Kasus kongkrit sebenarnya pernah terjadi di Indonesia, yakni kasus Sengkon (bin Yakin) dan Karta (bin Salam). Di dunia hukum kasus ini dianggap sebuah kesesatan peradilan. Mereka diputus bersalah melakukan pembunuhan dihukum masing-masing 12 dan 7 tahun penjara. Namun, ternyata kemudian terbukti Gunel dkk dan Elly dkk, melakukan pembunuhan atas Suleiman dan istri seperti yang dituduhkan atas Sengkon-Karta. Akhirnya melalui PK (herziening), mereka diputus tidak terbukti bersalah. Putusan Pengadilan Tinggi dibatalkan MA pada 31 Januari 1981. (Selengkapnya isi putusan PN, PT, dan MA dapat dilihat dalam Oemar Seno Adji, Herziening- Ganti Rugi, Suap, Perkembangan Delik, 1984, hlm. 109-162)

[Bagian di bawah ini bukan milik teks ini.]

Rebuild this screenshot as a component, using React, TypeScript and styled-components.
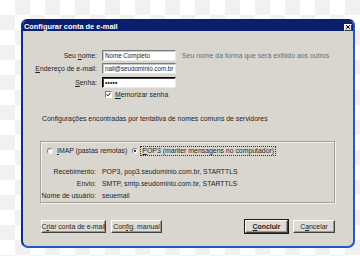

Namun, Sengkon-Karta sempat meringkuk 6 tahun dalam tahanan dan penjara, padahal mereka tidak bersalah. Mereka mengajukan gugatan ganti rugi berdasarkan perbuatan melawan hukum yang dilakukan oleh penguasa yang dikenal dengan onrechtmatige overheidsdaad. Akhirnya, PN Jakarta Pusat pada 14 Juli 1982 menolak gugatan Sengkon-Karta. Alasannya antara lain, ”menimbang bahwa para penggugat tidak berhasil membuktikan dalil gugatannya yang pokok, demikian karena berdasarkan pertimbangan di atas ternayata pasal 1365 KUH-Perdata tidak dapat diterapkan terhadap kesalahan hakim dalam menjalankan tugas peradilannya. Maka gugatan para penggugat haruslah ditolak, sedangkan tinjauan terhadap dalil para penggugat dan dalil sangkalan para tergugat tidak diperlukan lagi.”

Putusan Sengkon-Karta jelas-jelas bahwa sebuah putusan oleh hakim yang salah dan sembrono atau kurang hati-hati bisa membawa kerugian yang nyata. Atas putusan ini, Oemar Seno Adji dalam KUHAP Sekarang (1985) didasarkan perkembangan kasus dan pandangan hakim di luar negeri, ia menyatakan putusan Pengadilan Negeri Jakarta Pusat sewaktu menolak gugatan, patut mencantumkan asas, bahwa hakim tidak dapat digugat secara perdata dalam pelaksanaan tugas yudisialnya, dengan syarat bahwa kesalahan dilakukan dengan itikad baik tanpa mempersoalkan salah-tidaknya putusan.

Memang perlu diskusi mendalam dan membandingkan pengalaman negara lain mengenai judicial liability yang tidak diatur dalam konstitusi dan perundang-undangan kita. Artinya gagasan yang tujuannya baik jika digunakan secara sembarangan belum tentu membawa kebaikan dan manfaat bagi semuanya. Perlu dipertimbangkan bagaimana mekanisme yang terbaik korban yang dirugikan atas putusan yang salah tetap memperoleh hak-hak yang seharusnya diterima dan sekaligus bagaimana independensi hakim baik personal dan institusional tidak terusik. Sebab jika saja hakim dapat digugat secara perdata di Indonesia, penulis meyakini bahwa hampir dalam setiap perkara nantinya hakim akan digugat secara perdata, seperti ketika upaya banding dikalahkan, hampir pihak yang dikalahkan selalu mengajukan kasasi meskipun tiada alasan kasasi sama sekali.

Selain soal judicial liability, sejatinya banyak pertanyaan hukum di Indonesia yang belum selesai. Misalkan saja soal sampai batas mana seorang pembela (pengacara) dianggap menghina seseorang jika itu dikemukakan di persidangan seperti yang terjadi dalam kasus Yap Thiam Hien. Tidak hanya itu, bagaimana menjaga wibawa peradilan? Dalam batas mana seseorang dianggap melakukan contempt of court? Semua pertanyaan ini terkait imunitas atau kekebalan profesi hukum ketika menjalankan tugasnya. Apakah bersifat mutlaq atau terdapat pembatasan-pembatasan.